18/8/15

Llegamos al pueblo atravesando una tela de Goya que hubiese estado colgada en una freiduría varios siglos, hecho que posiblemente acuñó la esencia de lo goyesco y que parece representar tan bien a España: las banderas desteñidas en los balcones de madera, el ruedo improvisado en la plaza mayor, las adolescentes vulgares y fotocopiadas que visten como en los catálogos online de las franquicias de moda pero con mucha más celulitis en los muslos, la música ratonera saliendo de los altavoces, los botellines vacíos en las mesas de los bares junto a cajetillas de Nobel y Ducados arrugadas, los tatuajes, las palabrotas vociferadas, un cartel en el que aparece la Virgen local, los padres que ven con naturalidad que sus hijos pequeños prueben el vino, los borrachos piropeadores que aprovechan la llegada de foráneas para soltar su repertorio, la policía municipal que asiste con benevolencia al espectáculo y cierra un ojo o los dos ante lo que otro día consideraría desacato.
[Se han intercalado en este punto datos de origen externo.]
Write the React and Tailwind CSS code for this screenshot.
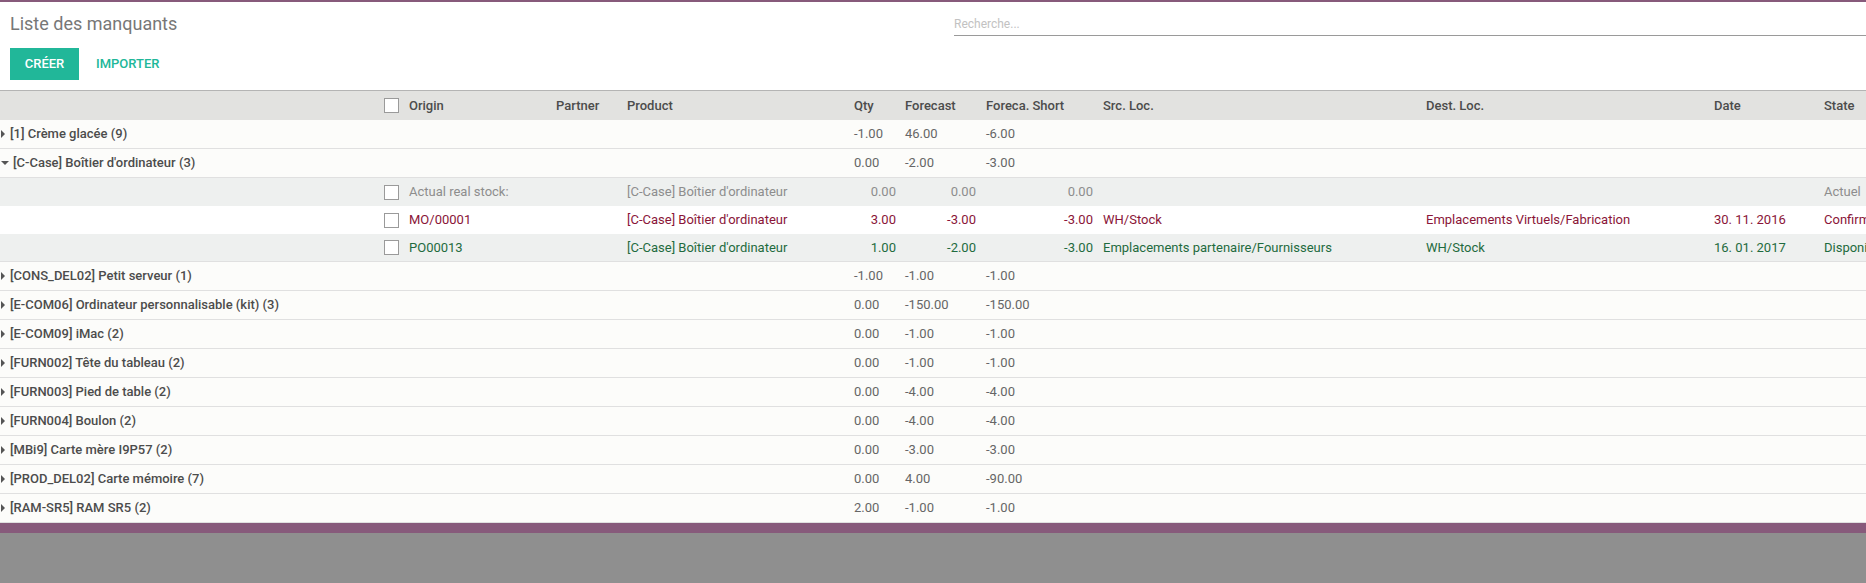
import React from 'react';

const cols = 'grid grid-cols-[376px_25px_147px_71px_227px_51px_81px_117px_323px_288px_110px_1fr]';

const groups = [
  { name: '[1] Crème glacée (9)', qty: '-1.00', fc: '46.00', short: '-6.00' },
  { name: "[C-Case] Boîtier d'ordinateur (3)", qty: '0.00', fc: '-2.00', short: '-3.00', open: true },
  { name: '[CONS_DEL02] Petit serveur (1)', qty: '-1.00', fc: '-1.00', short: '-1.00' },
  { name: '[E-COM06] Ordinateur personnalisable (kit) (3)', qty: '0.00', fc: '-150.00', short: '-150.00' },
  { name: '[E-COM09] iMac (2)', qty: '0.00', fc: '-1.00', short: '-1.00' },
  { name: '[FURN002] Tête du tableau (2)', qty: '0.00', fc: '-1.00', short: '-1.00' },
  { name: '[FURN003] Pied de table (2)', qty: '0.00', fc: '-4.00', short: '-4.00' },
  { name: '[FURN004] Boulon (2)', qty: '0.00', fc: '-4.00', short: '-4.00' },
  { name: '[MBi9] Carte mère I9P57 (2)', qty: '0.00', fc: '-3.00', short: '-3.00' },
  { name: '[PROD_DEL02] Carte mémoire (7)', qty: '0.00', fc: '4.00', short: '-90.00' },
  { name: '[RAM-SR5] RAM SR5 (2)', qty: '2.00', fc: '-1.00', short: '-1.00' },
];

const lines = [
  { origin: 'Actual real stock:', qty: '0.00', fc: '0.00', short: '0.00', src: '', dest: '', date: '', state: 'Actuel', color: 'text-[#8d8d8d]', bg: 'bg-[#eef0ef]' },
  { origin: 'MO/00001', qty: '3.00', fc: '-3.00', short: '-3.00', src: 'WH/Stock', dest: 'Emplacements Virtuels/Fabrication', date: '30. 11. 2016', state: 'Confirmé', color: 'text-[#8a1538]', bg: 'bg-white' },
  { origin: 'PO00013', qty: '1.00', fc: '-2.00', short: '-3.00', src: 'Emplacements partenaire/Fournisseurs', dest: 'WH/Stock', date: '16. 01. 2017', state: 'Disponible', color: 'text-[#1f6b3e]', bg: 'bg-[#eef0ef]' },
];

const Check = () => (
  <span className="inline-block w-[15px] h-[15px] border border-[#9a9a9a] bg-white"></span>
);

function GroupRow({ g }) {
  return (
    <div className={cols + ' h-[29px] items-center border-b border-[#e0e0e0] bg-[#fcfcfa]'}>
      <div className="col-span-5 flex items-center whitespace-nowrap">
        {g.open ? (
          <span className="ml-[1px] mr-[4px] w-0 h-0 border-x-[4px] border-x-transparent border-t-[4px] border-t-[#555]"></span>
        ) : (
          <span className="ml-[1px] mr-[5px] w-0 h-0 border-y-[4px] border-y-transparent border-l-[4px] border-l-[#555]"></span>
        )}
        <span className="font-medium text-[#4c4c4c]">{g.name}</span>
      </div>
      <div className="pl-2 text-[#666]">{g.qty}</div>
      <div className="pl-2 text-[#666]">{g.fc}</div>
      <div className="pl-2 text-[#666]">{g.short}</div>
    </div>
  );
}

function LineRow({ l, last }) {
  return (
    <div className={cols + ' h-[28px] items-center whitespace-nowrap ' + l.bg + ' ' + l.color + (last ? ' border-b border-[#e0e0e0]' : '')}>
      <div></div>
      <div className="pl-2 flex items-center"><Check /></div>
      <div className="pl-2">{l.origin}</div>
      <div className="pl-2"></div>
      <div className="pl-2">[C-Case] Boîtier d'ordinateur</div>
      <div className="text-right pr-[1px]">{l.qty}</div>
      <div className="text-right pr-[2px]">{l.fc}</div>
      <div className="text-right pr-[2px]">{l.short}</div>
      <div className="pl-2">{l.src}</div>
      <div className="pl-2">{l.dest}</div>
      <div className="pl-2">{l.date}</div>
      <div className="pl-2 overflow-hidden">{l.state}</div>
    </div>
  );
}

export default function App() {
  return (
    <div className="w-full h-[583px] overflow-hidden bg-[#8f8f8f] text-[13px] font-['Roboto','Liberation_Sans',sans-serif]">
      <div className="bg-white border-t-2 border-[#875a7b]">
        <div className="grid grid-cols-[954px_1fr] pt-[10px]">
          <div className="pl-[10px] text-[18px] leading-[24px] text-[#777]">Liste des manquants</div>
          <div className="h-[24px] border-b border-[#9a9a9a] flex items-center pt-[1px] text-[12px] text-[#c2c2c2]">Recherche...</div>
        </div>
        <div className="flex items-center mt-[12px] pl-[10px] pb-[10px]">
          <button className="h-[32px] w-[69px] bg-[#21b799] text-white text-[13px] font-medium uppercase">Créer</button>
          <button className="ml-[17px] text-[#21b799] text-[13px] font-medium uppercase">Importer</button>
        </div>
      </div>
      <div className="bg-[#fcfcfa]">
        <div className={cols + ' h-[30px] items-center border-t border-[#b4b4b4] bg-[#e2e2e0] font-medium text-[#4c4c4c] whitespace-nowrap'}>
          <div></div>
          <div className="pl-2 flex items-center"><Check /></div>
          <div className="pl-2">Origin</div>
          <div className="pl-2">Partner</div>
          <div className="pl-2">Product</div>
          <div className="pl-2">Qty</div>
          <div className="pl-2">Forecast</div>
          <div className="pl-2">Foreca. Short</div>
          <div className="pl-2">Src. Loc.</div>
          <div className="pl-2">Dest. Loc.</div>
          <div className="pl-2">Date</div>
          <div className="pl-2">State</div>
        </div>
        {groups.map((g) => (
          <React.Fragment key={g.name}>
            <GroupRow g={g} />
            {g.open && lines.map((l, i) => <LineRow key={l.origin} l={l} last={i === lines.length - 1} />)}
          </React.Fragment>
        ))}
      </div>
      <div className="h-[10px] bg-[#875a7b]"></div>
    </div>
  );
}
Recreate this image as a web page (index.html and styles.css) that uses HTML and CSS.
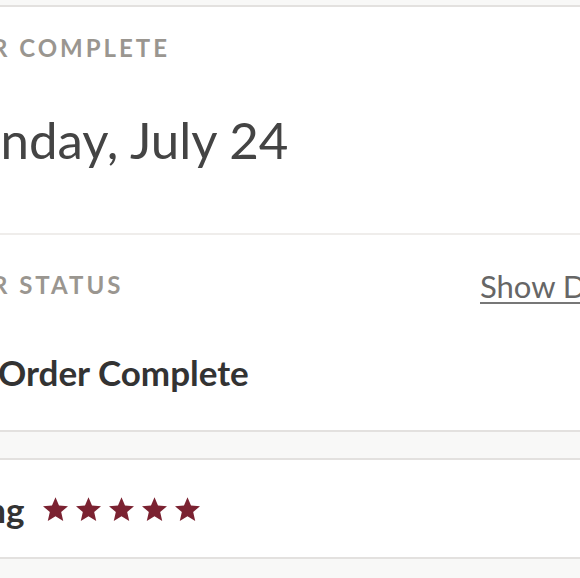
FILE: index.html
```html
<!DOCTYPE html>
<html lang="en">
<head>
<meta charset="utf-8">
<title>Order</title>
<link rel="stylesheet" href="styles.css">
</head>
<body>
<div class="page">
  <div class="strip strip-top"></div>
  <section class="card card-order">
    <div class="block block-date">
      <div class="label label-complete">ORDER COMPLETE</div>
      <div class="date">Sunday, July 24</div>
    </div>
    <div class="block block-status">
      <div class="status-head">
        <div class="label label-status">ORDER STATUS</div>
        <a class="details-link" href="#">Show Details</a>
      </div>
      <div class="status-value">Order Complete</div>
    </div>
  </section>
  <div class="strip strip-mid"></div>
  <section class="card card-rating">
    <div class="rating-row">
      <span class="rating-label">Rating</span>
      <span class="stars">
        <svg class="star" viewBox="2 2 20 19"><path d="M12 17.27L18.18 21l-1.64-7.03L22 9.24l-7.19-.61L12 2 9.19 8.63 2 9.24l5.46 4.73L5.82 21z"/></svg>
        <svg class="star" viewBox="2 2 20 19"><path d="M12 17.27L18.18 21l-1.64-7.03L22 9.24l-7.19-.61L12 2 9.19 8.63 2 9.24l5.46 4.73L5.82 21z"/></svg>
        <svg class="star" viewBox="2 2 20 19"><path d="M12 17.27L18.18 21l-1.64-7.03L22 9.24l-7.19-.61L12 2 9.19 8.63 2 9.24l5.46 4.73L5.82 21z"/></svg>
        <svg class="star" viewBox="2 2 20 19"><path d="M12 17.27L18.18 21l-1.64-7.03L22 9.24l-7.19-.61L12 2 9.19 8.63 2 9.24l5.46 4.73L5.82 21z"/></svg>
        <svg class="star" viewBox="2 2 20 19"><path d="M12 17.27L18.18 21l-1.64-7.03L22 9.24l-7.19-.61L12 2 9.19 8.63 2 9.24l5.46 4.73L5.82 21z"/></svg>
      </span>
    </div>
  </section>
  <div class="strip strip-bottom"></div>
</div>
</body>
</html>
```
FILE: styles.css
```css
html, body {
  margin: 0;
  padding: 0;
  background: #ffffff;
  overflow: hidden;
}

body {
  font-family: Lato, "Noto Sans", sans-serif;
  color: #333333;
}

.page {
  width: 580px;
  height: 578px;
  overflow: hidden;
  background: #f8f8f7;
}

.strip {
  background: #f8f8f7;
}

.strip-top {
  height: 5px;
}

.strip-mid {
  height: 26px;
}

.strip-bottom {
  height: 20px;
}

.card {
  background: #ffffff;
  border-top: 2px solid #e3e1df;
  border-bottom: 2px solid #e3e1df;
}

.block-date {
  padding-top: 27px;
  height: 226px;
  box-sizing: border-box;
}

.label {
  font-size: 24px;
  line-height: 28px;
  font-weight: 700;
  letter-spacing: 3px;
  color: #9a9690;
  white-space: nowrap;
}

.label-complete {
  margin-left: -87px;
}

.date {
  margin-top: 50px;
  margin-left: -55px;
  font-size: 51px;
  line-height: 56px;
  font-weight: 400;
  color: #444444;
  white-space: nowrap;
}

.block-status {
  border-top: 2px solid #efedeb;
  padding-top: 36px;
  height: 197px;
  box-sizing: border-box;
}

.status-head {
  display: grid;
  grid-template-columns: 567px auto;
  align-items: start;
  margin-left: -87px;
  white-space: nowrap;
}

.details-link {
  margin-top: -3px;
  font-size: 31px;
  line-height: 36px;
  color: #666666;
  text-decoration: underline;
  text-decoration-color: #777777;
  text-decoration-thickness: 2px;
  text-underline-offset: 4px;
  white-space: nowrap;
}

.status-value {
  margin-top: 48px;
  margin-left: -2px;
  font-size: 35px;
  line-height: 40px;
  font-weight: 700;
  color: #333333;
  white-space: nowrap;
}

.card-rating {
  height: 101px;
  box-sizing: border-box;
}

.rating-row {
  display: flex;
  align-items: center;
  gap: 20px;
  height: 97px;
  margin-left: -76px;
}

.rating-label {
  font-size: 35px;
  font-weight: 700;
  color: #333333;
  white-space: nowrap;
}

.stars {
  display: flex;
  gap: 8px;
  margin-left: -2px;
}

.star {
  width: 25px;
  height: 24px;
  fill: #7b2231;
}
```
Si un extraterrestre computase todo esta información obtendría un diagnóstico de nuestra identidad. Huyendo del examen y también de la idea de que posiblemente provengamos de otro planeta en el que el toreo no se considera arte ni Telecinco entretenimiento, nos limitamos a comprar dos botellas de agua en un chino, un pan artístico con forma de flor de lis y unas pastas de almendra que ya en casa descubrimos que estaban caducadas. A mediados de agosto se celebra el noventa por ciento de las fiestas patronales de este país, razón más que suficiente para no salir de casa o hacerlo con cuidado de no encontrarse frente a frente con la realidad.